Under different circumstances, the political Left in Canada might have been a natural home for the pro-life movement, especially that part of the Left with social gospel underpinnings. The leftist New Democratic Party, after all, has always drawn a significant number of its leading members from the mainline churches. With an emphasis on group rights, state-supported compassion, and special compensations for the weak, the progressive movement is at least theoretically a good fit for a principled commitment to the most vulnerable of human beings. The Left’s championing of women’s sexual freedom and self-determination, however, seems to have made protection of unborn children a political non-starter.

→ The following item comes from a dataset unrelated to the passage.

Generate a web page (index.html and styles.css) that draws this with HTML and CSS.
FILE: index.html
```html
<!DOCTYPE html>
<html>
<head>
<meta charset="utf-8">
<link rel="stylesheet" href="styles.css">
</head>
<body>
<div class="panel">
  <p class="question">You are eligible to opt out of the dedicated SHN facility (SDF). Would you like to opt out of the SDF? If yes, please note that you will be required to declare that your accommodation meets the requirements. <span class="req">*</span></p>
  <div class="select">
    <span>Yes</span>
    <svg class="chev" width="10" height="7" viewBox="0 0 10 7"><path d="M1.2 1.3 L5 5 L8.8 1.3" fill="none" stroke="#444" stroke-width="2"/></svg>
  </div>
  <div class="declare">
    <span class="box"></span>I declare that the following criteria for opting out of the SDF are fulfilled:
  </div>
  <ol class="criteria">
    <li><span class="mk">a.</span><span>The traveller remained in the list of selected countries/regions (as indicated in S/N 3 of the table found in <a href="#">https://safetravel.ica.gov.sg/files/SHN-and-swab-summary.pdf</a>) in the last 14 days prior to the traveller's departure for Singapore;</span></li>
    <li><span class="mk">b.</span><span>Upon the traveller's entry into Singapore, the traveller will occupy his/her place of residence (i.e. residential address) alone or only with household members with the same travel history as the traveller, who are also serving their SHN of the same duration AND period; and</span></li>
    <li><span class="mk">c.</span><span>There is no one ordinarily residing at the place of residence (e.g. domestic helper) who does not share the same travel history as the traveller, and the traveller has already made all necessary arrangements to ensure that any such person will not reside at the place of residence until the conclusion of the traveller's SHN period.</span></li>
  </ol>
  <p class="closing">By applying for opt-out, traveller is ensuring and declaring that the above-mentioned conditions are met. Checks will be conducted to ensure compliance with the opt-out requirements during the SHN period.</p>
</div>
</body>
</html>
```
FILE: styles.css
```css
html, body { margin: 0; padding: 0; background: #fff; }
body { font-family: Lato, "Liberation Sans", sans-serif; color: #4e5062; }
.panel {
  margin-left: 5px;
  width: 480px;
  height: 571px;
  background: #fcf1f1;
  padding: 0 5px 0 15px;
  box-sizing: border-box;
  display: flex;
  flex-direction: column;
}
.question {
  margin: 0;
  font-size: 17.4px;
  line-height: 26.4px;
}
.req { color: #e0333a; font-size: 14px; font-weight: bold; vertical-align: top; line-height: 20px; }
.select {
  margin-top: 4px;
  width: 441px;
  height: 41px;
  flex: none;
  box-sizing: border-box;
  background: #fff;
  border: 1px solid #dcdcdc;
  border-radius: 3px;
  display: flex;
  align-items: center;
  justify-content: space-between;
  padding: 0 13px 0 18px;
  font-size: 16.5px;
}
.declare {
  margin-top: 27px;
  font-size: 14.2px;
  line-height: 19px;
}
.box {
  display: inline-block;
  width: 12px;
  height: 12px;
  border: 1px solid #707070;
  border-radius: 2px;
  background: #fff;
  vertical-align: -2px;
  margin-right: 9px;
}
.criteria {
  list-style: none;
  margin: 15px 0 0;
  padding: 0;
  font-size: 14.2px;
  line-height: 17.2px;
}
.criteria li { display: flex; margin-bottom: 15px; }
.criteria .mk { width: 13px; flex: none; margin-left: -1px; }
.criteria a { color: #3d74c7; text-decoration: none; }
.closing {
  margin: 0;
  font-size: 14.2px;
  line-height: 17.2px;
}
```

The conservative side of politics used to uphold the sanctity of life, with religious and social conservatives favoring humane limitations on the abortion license. But in the last twenty years or more, the emphasis in the modern conservative movement has been on freedom: free market competition, freedom from state interference in personal affairs, and freedom to express unpopular ideas. In that context, abortion law looks less like the protection of life than like the state meddling in private conduct, and therefore like an unjustifiable impingement on freedom of conscience. Avowedly pro-life politicians frequently declare their unwillingness to limit others’ “choice,” and both the libertarian wing of the political right and secular fiscal conservatives seem to find the pro-life position irrelevant or harmful.
For these reasons, legal restrictions on abortion are now nearly impossible to contemplate in Canada, a fact that pro-lifers, through their silence, implicitly acknowledge. In a prosperous, sexually liberated culture such as ours, it seems we can no longer imagine a law restraining a woman’s unfettered right to abortion: everything we have become — career-oriented, pleasure-seeking, committed to ideals of self-fulfillment and free choice — militates against it. And yet, even abortion’s staunchest defenders must recognize at some level that a culture that kills its unborn children in such numbers (reportedly about 30 abortions for every 100 live births) and with such indifference is an unhealthy one, both demographically and spiritually. The pro-choice determination to keep pro-lifers silent betrays that knowledge.
The Oliver Capkos of the country reveal a contradiction at the heart of our professed values — defense of the weak, the pursuit of justice, and the right to life — that few Canadians have the honesty or courage to confront.